Une société ne juge elle-même autant par ses pratiques que par ce qu'elle transmet à sa postérité : sait-elle que désormais elle se sera barré la route aussi de son passé, se donnant la vaniteuse illusion de la présence, se condamnant certes sottement mais irrémédiablement.

Je sais aujourd'hui ce que P Valéry avait pu penser en écrivant que les civilisations étaient mortelles quoique ce fût en 18 qu'il l'énonça :

Les faits, pourtant, sont clairs et impitoyables. Il y a des milliers de jeunes écrivains et de jeunes artistes qui sont morts. Il y a l’illusion perdue d’une culture européenne et la démonstration de l’impuissance de la connaissance à sauver quoi que ce soit ; il y a la science, atteinte mortellement dans ses ambitions morales, et comme déshonorée par la cruauté de ses applications ; il y a l’idéalisme, difficilement vainqueur, profondément meurtri, responsable de ses rêves ; le réalisme déçu, battu, accablé de crimes et de fautes ; la convoitise et le renoncement également bafoués ; les croyances confondues dans les camps, croix contre croix, croissant contre croissant ; il y a les sceptiques eux-mêmes désarçonnés par des événements si soudain, si violents, si émouvants, et qui jouent avec nos pensées comme le chat avec la souris, - les sceptiques perdent leurs doutes, les retrouvent, les reperdent, et ne savent plus se servir des mouvements de leur esprit.

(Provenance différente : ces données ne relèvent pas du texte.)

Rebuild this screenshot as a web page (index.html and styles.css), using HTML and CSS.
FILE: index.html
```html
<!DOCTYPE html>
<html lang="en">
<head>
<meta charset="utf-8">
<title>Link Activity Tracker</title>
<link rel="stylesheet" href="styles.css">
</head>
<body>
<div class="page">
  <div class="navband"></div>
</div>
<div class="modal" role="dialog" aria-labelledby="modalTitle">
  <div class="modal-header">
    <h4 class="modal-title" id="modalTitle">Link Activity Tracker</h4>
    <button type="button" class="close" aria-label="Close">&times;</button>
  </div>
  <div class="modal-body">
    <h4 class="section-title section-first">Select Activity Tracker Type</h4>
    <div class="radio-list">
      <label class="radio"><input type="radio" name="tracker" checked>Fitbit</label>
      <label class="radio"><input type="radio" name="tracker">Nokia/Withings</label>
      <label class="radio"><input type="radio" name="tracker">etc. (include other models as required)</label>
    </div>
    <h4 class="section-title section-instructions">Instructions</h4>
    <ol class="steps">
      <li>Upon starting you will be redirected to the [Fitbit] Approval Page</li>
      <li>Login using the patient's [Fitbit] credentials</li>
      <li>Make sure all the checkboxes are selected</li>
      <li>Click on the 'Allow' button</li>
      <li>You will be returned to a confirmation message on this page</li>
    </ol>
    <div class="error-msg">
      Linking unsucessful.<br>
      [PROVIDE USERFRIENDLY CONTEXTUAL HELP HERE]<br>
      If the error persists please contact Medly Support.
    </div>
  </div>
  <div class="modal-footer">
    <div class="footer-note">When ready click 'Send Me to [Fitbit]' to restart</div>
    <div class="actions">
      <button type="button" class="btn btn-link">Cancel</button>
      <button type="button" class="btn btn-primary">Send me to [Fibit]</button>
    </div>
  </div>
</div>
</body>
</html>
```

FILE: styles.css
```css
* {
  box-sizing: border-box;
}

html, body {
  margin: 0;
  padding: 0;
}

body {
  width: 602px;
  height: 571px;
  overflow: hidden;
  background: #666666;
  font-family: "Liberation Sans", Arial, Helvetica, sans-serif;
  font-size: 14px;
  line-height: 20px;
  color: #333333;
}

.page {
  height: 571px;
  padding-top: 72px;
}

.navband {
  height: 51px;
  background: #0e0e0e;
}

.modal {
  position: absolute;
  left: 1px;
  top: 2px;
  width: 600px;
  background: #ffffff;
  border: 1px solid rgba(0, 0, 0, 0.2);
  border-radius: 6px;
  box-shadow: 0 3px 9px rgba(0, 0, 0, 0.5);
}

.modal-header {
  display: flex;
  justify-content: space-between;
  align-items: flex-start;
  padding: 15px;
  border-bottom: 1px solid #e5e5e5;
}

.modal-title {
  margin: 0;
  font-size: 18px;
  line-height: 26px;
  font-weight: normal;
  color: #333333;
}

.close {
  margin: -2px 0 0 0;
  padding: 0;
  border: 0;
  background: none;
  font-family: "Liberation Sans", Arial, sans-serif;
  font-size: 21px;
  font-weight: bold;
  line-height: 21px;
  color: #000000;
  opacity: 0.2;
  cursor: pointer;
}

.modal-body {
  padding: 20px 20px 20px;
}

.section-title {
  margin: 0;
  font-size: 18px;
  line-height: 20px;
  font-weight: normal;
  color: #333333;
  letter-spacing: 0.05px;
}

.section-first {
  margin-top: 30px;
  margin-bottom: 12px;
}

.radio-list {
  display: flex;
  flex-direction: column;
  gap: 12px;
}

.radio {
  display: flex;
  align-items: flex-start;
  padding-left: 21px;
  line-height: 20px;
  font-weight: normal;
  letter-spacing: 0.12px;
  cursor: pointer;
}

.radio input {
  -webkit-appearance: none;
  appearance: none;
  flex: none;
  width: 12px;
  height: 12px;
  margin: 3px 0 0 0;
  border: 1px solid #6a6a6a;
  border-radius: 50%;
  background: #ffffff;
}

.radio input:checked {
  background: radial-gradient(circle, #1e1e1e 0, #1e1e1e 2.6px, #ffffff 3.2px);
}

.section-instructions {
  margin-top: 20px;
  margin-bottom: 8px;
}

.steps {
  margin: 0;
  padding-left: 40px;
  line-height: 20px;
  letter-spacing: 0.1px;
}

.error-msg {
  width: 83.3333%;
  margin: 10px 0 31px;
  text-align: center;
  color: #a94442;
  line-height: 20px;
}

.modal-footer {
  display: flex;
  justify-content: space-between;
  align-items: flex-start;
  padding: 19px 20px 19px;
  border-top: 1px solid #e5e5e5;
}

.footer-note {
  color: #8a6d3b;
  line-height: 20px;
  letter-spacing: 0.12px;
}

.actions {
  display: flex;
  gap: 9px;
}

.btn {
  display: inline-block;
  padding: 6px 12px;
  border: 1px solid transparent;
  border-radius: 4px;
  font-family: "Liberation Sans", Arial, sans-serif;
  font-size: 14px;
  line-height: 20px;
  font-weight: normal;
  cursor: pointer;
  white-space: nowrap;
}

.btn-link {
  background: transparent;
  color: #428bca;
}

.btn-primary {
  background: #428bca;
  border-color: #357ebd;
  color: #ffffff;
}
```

Oui c'est bien à une crise morale à quoi nous assistons : et même si c'est désormais une guerre des marchés et des marchandises qui aura succédé - et encore ! - aux conflits armés, ce reste le même désarroi devant l'impuissance et la fragilité de la connaissance à modifier plus en rien les contours de nos ambitions, de nos rêves, de notre avenir. Les écoles d'ingénieurs ou de commerce ne désemplissent pas, les universités saccadent leur souffle ultime devant un auditoire par hasard ici égaré, faute de mieux. Les sciences humaines se réfugient dans la mathématisation à outrance, croyant trouver là quelque espace neutre où elles fussent à l'abri, pleutres de ne savoir même plus s'engager. Où sont les Sartre, Bloch ou Proust des temps modernes ? A ce point exsangues de ne savoir plus même hurler leur agonie à la face du monde ? Au mieux observe-t-on sans plus se hasarder à prendre parti comme si cela était la plus grande des inconvenances, des vulgarités ou des outrances ?

Je sais que la culture est ce qui reste quand on a tout oublié - quand tout a été détruit et couvert par le sable des siècles. Ne restera-t-il décidément qu'un traité de comptabilité demain pour témoigner de la grandeur de notre temps ?

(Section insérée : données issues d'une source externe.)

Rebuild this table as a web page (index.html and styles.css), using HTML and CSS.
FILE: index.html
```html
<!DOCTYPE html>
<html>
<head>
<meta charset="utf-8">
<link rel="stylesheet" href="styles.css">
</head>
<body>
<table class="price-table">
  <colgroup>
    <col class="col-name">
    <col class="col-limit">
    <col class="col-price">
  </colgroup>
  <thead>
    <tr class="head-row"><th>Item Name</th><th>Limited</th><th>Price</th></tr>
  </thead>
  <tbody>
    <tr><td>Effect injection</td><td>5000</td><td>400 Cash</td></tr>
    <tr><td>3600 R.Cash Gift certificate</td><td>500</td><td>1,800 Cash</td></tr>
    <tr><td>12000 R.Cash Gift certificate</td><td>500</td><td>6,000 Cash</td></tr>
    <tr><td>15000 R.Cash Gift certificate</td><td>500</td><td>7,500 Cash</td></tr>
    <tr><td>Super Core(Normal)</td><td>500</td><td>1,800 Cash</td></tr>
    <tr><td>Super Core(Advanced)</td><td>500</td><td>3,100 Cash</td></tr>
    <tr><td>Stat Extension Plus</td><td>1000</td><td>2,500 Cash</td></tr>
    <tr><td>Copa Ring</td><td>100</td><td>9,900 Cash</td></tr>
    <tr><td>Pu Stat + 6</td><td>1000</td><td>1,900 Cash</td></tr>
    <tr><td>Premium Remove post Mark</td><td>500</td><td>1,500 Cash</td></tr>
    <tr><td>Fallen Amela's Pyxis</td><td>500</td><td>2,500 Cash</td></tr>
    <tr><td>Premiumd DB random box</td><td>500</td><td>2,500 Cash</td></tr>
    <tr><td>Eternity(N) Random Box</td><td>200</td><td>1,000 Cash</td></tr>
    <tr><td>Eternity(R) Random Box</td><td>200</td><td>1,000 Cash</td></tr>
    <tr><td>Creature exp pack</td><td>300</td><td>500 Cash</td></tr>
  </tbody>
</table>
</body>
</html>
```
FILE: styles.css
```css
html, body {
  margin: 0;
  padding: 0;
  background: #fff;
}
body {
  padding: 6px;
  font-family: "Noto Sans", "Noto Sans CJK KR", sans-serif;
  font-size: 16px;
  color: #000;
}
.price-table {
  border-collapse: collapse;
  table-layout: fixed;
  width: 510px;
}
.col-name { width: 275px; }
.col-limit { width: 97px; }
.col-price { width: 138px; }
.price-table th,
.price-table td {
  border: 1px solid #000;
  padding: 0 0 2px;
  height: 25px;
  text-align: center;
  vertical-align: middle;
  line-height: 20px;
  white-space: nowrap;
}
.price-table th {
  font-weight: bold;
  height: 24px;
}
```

Où est le sage? où est le scribe? où est le disputeur de ce siècle? Dieu n'a-t-il pas convaincu de folie la sagesse du monde?
1 Cor 1, 20

Où sont-ils ceux qui devraient se lever ?

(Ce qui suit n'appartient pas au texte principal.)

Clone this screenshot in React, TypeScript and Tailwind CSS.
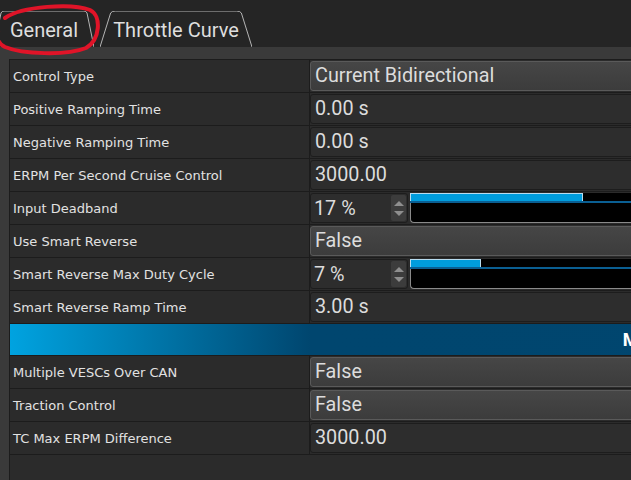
import React from 'react'

type Row =
  | { label: string; kind: 'combo' | 'text'; value: string }
  | { label: string; kind: 'spin'; value: string; pct: number }
  | { label: string; kind: 'banner'; value: string }

const rows: Row[] = [
  { label: 'Control Type', kind: 'combo', value: 'Current Bidirectional' },
  { label: 'Positive Ramping Time', kind: 'text', value: '0.00 s' },
  { label: 'Negative Ramping Time', kind: 'text', value: '0.00 s' },
  { label: 'ERPM Per Second Cruise Control', kind: 'text', value: '3000.00' },
  { label: 'Input Deadband', kind: 'spin', value: '17 %', pct: 17 },
  { label: 'Use Smart Reverse', kind: 'combo', value: 'False' },
  { label: 'Smart Reverse Max Duty Cycle', kind: 'spin', value: '7 %', pct: 7 },
  { label: 'Smart Reverse Ramp Time', kind: 'text', value: '3.00 s' },
  { label: '', kind: 'banner', value: 'Multiple ESCs over CAN' },
  { label: 'Multiple VESCs Over CAN', kind: 'combo', value: 'False' },
  { label: 'Traction Control', kind: 'combo', value: 'False' },
  { label: 'TC Max ERPM Difference', kind: 'text', value: '3000.00' },
]

const valueFont = "font-['Roboto',sans-serif] text-[19.8px] text-[#dcdcdc]"

function TabShape() {
  return (
    <svg className="absolute inset-0 h-full w-full" viewBox="0 0 100 36" preserveAspectRatio="none">
      <path d="M0 36 L7 2 Q8 0 10 0 L90 0 Q92 0 93 2 L100 36" fill="none" stroke="#b5b5b5" strokeWidth="1" vectorEffect="non-scaling-stroke" />
    </svg>
  )
}

function Tab({ label, width }: { label: string; width: string }) {
  return (
    <div className={`relative h-[36px] ${width} flex items-center justify-center pt-[2px]`}>
      <TabShape />
      <span className="relative font-['Roboto',sans-serif] text-[20px] text-[#dedede]">{label}</span>
    </div>
  )
}

function Spin({ value, pct }: { value: string; pct: number }) {
  return (
    <div className="flex h-full">
      <div className="flex w-[98px] rounded-[3px] border border-[#1d1d1d] bg-[#2d2d2d]">
        <div className={`flex-1 pl-[3px] leading-[30px] ${valueFont}`}>{value}</div>
        <div className="my-[1px] mr-[1px] flex w-[15px] flex-col items-center justify-center gap-[5px] rounded-[2px] bg-[#3c3c3c]">
          <div className="h-0 w-0 border-x-[5px] border-b-[5px] border-x-transparent border-b-[#8e8e8e]" />
          <div className="h-0 w-0 border-x-[5px] border-t-[5px] border-x-transparent border-t-[#8e8e8e]" />
        </div>
      </div>
      <div className="ml-[2px] flex flex-1 flex-col">
        <div className="h-[10px] border-b-2 border-[#0a5f93] bg-black">
          <div className="h-[8px] border-t border-l border-r border-[#b8dcef] bg-[#009ddd]" style={{ width: `${pct}%` }} />
        </div>
        <div className="flex-1 rounded-bl-[4px] border-l border-b border-[#8a8a8a] bg-black" />
      </div>
    </div>
  )
}

function Value({ row }: { row: Row }) {
  if (row.kind === 'combo') {
    return (
      <div className={`h-full rounded-[3px] border border-[#5a5a5a] bg-gradient-to-b from-[#464646] to-[#3c3c3c] pl-[4px] leading-[28px] ${valueFont}`}>
        {row.value}
      </div>
    )
  }
  if (row.kind === 'spin') return <Spin value={row.value} pct={row.pct} />
  return (
    <div className={`h-full rounded-[3px] border border-[#1d1d1d] bg-[#2d2d2d] pl-[4px] leading-[28px] ${valueFont}`}>
      {row.value}
    </div>
  )
}

export default function App() {
  return (
    <div className="relative h-[480px] w-[631px] overflow-hidden bg-[#3a3a3a]">
      <div className="flex h-[47px] items-end bg-[#252525]">
        <div className="-ml-[6px] flex gap-[6px]">
          <Tab label="General" width="w-[100px]" />
          <Tab label="Throttle Curve" width="w-[152px]" />
        </div>
      </div>

      <div className="ml-[9px] mt-[12px] w-[1420px] border-t border-l border-[#1c1c1c] bg-[#2b2b2b] pb-[40px]">
        {rows.map((row, i) =>
          row.kind === 'banner' ? (
            <div
              key={i}
              className="flex h-[32px] items-center justify-center border-b border-[#1c1c1c] bg-[linear-gradient(90deg,#00a3e0_0px,#00466f_300px,#00456e_100%)] pb-[1px] font-['Roboto',sans-serif] text-[18px] font-bold text-white"
            >
              {row.value}
            </div>
          ) : (
            <div key={i} className="flex h-[33px] border-b border-[#1c1c1c]">
              <div className="flex w-[300px] items-center border-r border-[#1c1c1c] pl-[3px] pt-[2px] font-['DejaVu_Sans',sans-serif] text-[13px] text-[#e2e2e2]">
                {row.label}
              </div>
              <div className="flex-1 pt-[1px] pb-[1px]">
                <Value row={row} />
              </div>
            </div>
          )
        )}
      </div>

      <svg className="pointer-events-none absolute left-0 top-0" width="110" height="60" viewBox="0 0 110 60">
        <path
          d="M5 18 C 22 6, 72 3, 90 10 C 102 16, 100 40, 86 48 C 66 56, 22 54, 5 47 C -3 43, -4 36, -2 32"
          fill="none"
          stroke="#e01428"
          strokeWidth="4"
          strokeLinecap="round"
        />
      </svg>
    </div>
  )
}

De l'extrême fragilité du savoir, décidément !

Où je retrouve la croisée que je cherchais d'entre la transmission et la révélation : il n'est pas de maître qui ne soit incontinent un disciple lui-même et dans le service où il se doit mettre, je devine qu'il se construit en même temps que cette sagesse qu'il s'épuise à dévoiler. Il la fait ; il s'y fait.

C'est en cela, manifestement, que l'acte d'enseigner fait partie de ces grands actes métaphysiques : parce qu'il engage l'être de manière continue ; qu'il est création.